Watch Your Event Explode When You Use These Three Promotion Paths
By Lance Trebesch
Today, advertising is a multi-tiered task. Modern event planners need to use all the tools available. After all, you can’t sell tickets if no one knows you have tickets for sale.
Word of Mouth: Before you go viral, go verbal!
- The Australian music and events PR company Pretty Like Money wanted to sell event tickets to “uni students and urban music lovers” for their recent Hip Hop Halloween. They spread the word that their event would be “a different scene.” Those in search of novelty couldn’t help but get excited about a unique event in the area.
- In America, Denise Johnson, who coordinated the Alex Johnson Memorial Concert, told us never to overestimate the value of word-of-mouth advertising. She found that she could sell more tickets “one-on-one” than she could through paid advertisements.
Traditional Media: There’s still room for print in a visually- jumbled world.
- The Swanage and Purbeck Hospitality Association in the UK wanted to promote their village with a comedy festival and our print products helped them spread the word in the area: They used “professional flyers printed and circulated locally plus posters and roadside banners.”
- In Australia, the Professional Women’s Wrestling Alliance also drums up interest in upcoming matches with printed material. Besides hanging posters, they “hand out fliers to draw the initial attention of the local surrounding areas to where we will be holding events,” combining word-of-mouth with print advertising.

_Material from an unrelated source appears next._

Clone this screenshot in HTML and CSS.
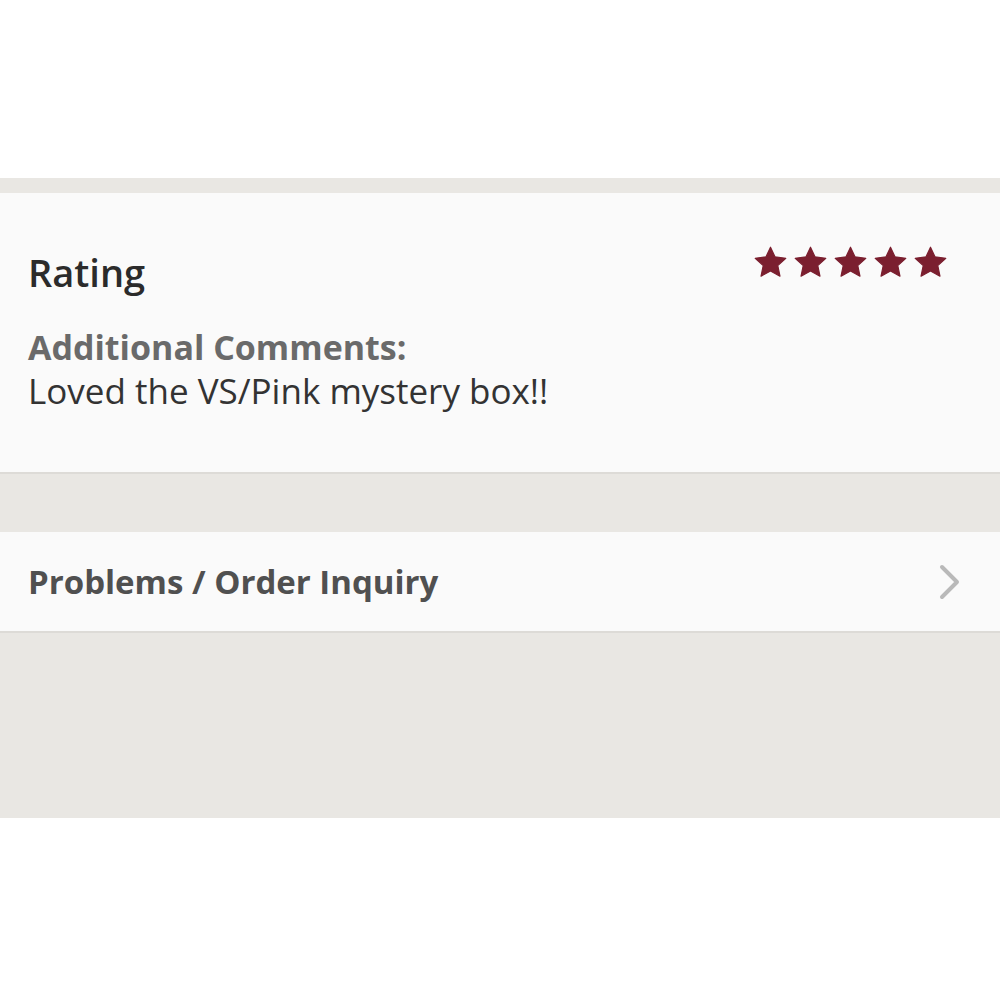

Online Promotions: Share content on your sites and on those of others.
- Written or videotaped interviews uploaded to allied sites or YouTube work before and after the event. According to UK band Bombskare, “Social media works best,” for spreading the news to their plugged-in fans. They also use QR codes to help bridge the gap from one type of media to another.
- David Reynolds of Blue Heron Productions in the U.S. understands that not everyone has the know-how to jumpstart an online campaign. That’s why he encourages the musicians he promotes to help him out: “The younger bands see the benefit of Internet marketing and are generally better at it.” Since his advertising budget is limited, he loves this low-cost, high-tech option for promoting acoustic music.
So use these tips to get the word out, get folks through the door, and watch your event attendance explode!